About Experience Education Projects Publications


Dr. Stephanie Tan

Projects

Multimodal head orientation via proxemics and dynamics

In this work, we argue that head orientation in social interactions should account for the involving proxemics and dynamics, reflected via changes in body orientations, positions, speech activity, and body movement (acceleration). We propose a joint LSTM deep learning model to model head orientation of all members in a conversation group. We show the advantage of using multiple modalities and the contribution of each. This is a step towards estimating head orientations which are important social cues, without any vision data.

Publication: S. Tan, D.M.J. Tax, H. Hung, Multimodal joint head orientation estimation in interacting groups via proxemics and interaction dynamics, Proceedings of the ACM on Interactive, Mobile, Wearable and Ubiquitous Technologies (IMWUT), 2021, Vol.5, No.1, 1-22.

Head and body orientation estimation with sparse weak labels

Our approach mitigates the need for large number of training labels by casting the task into a transductive low-rank matrix-completion problem using sparsely labelled data. When only using 5% of all the labels as training samples, we report 65% and 76% averaged classification accuracy for head and body orientations, which is an 8% and 16% respective increase compared to previous state-of-the-art performance under the same transductive setting.

Publications:

S. Tan, D.M.J. Tax, H. Hung, Improving temporal interpolation of head and body pose using Gaussian process regression in a matrix completion setting, Proceedings of the Group Interaction Frontiers in Technology (GIFT), 2018, 1-8.

S. Tan, D.M.J. Tax, H. Hung, Head and body orientation estimation with sparse weak labels in free standing conversational settings, Under review.

Modular multimodal-multisensor data acquisition and synchronization of audio, video, and wearable device data

In this work, we propose a modular and cost-effective wireless approach for synchronized multisensor data acquisition of social human behavior.
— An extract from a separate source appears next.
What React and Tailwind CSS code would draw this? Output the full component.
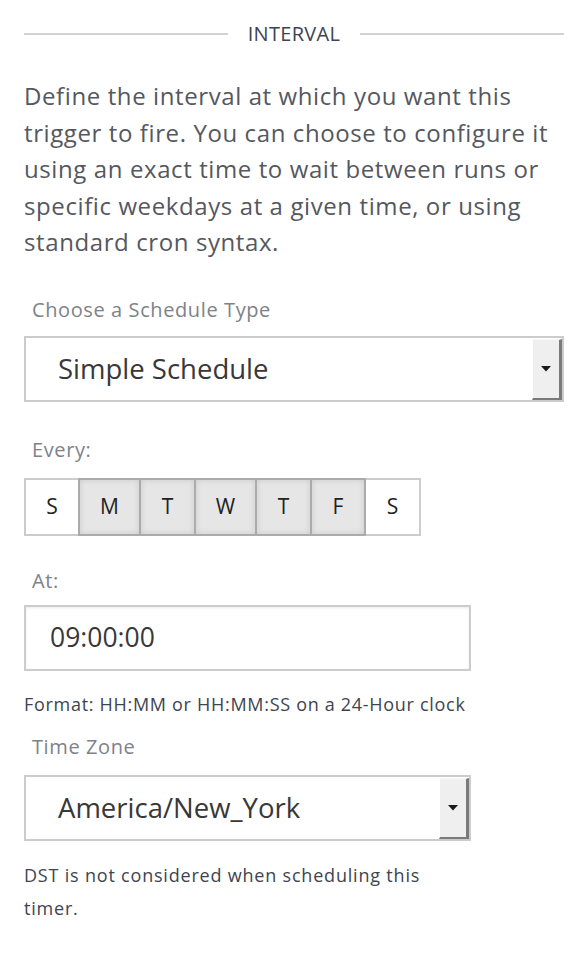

Our core idea involves a cost-accuracy trade-off by using Network Time Protocol (NTP) as a source reference for all sensors.

Publication: C. Raman#, S. Tan#, H. Hung, Modular multimodal-multisensor data acquisition and synchronization of audio, video, and wearable device data, Proceedings of the 28th ACM International Conference on Multimedia (ACM-MM), 2020, 3586-3594.

#: Equal co-authors and contributions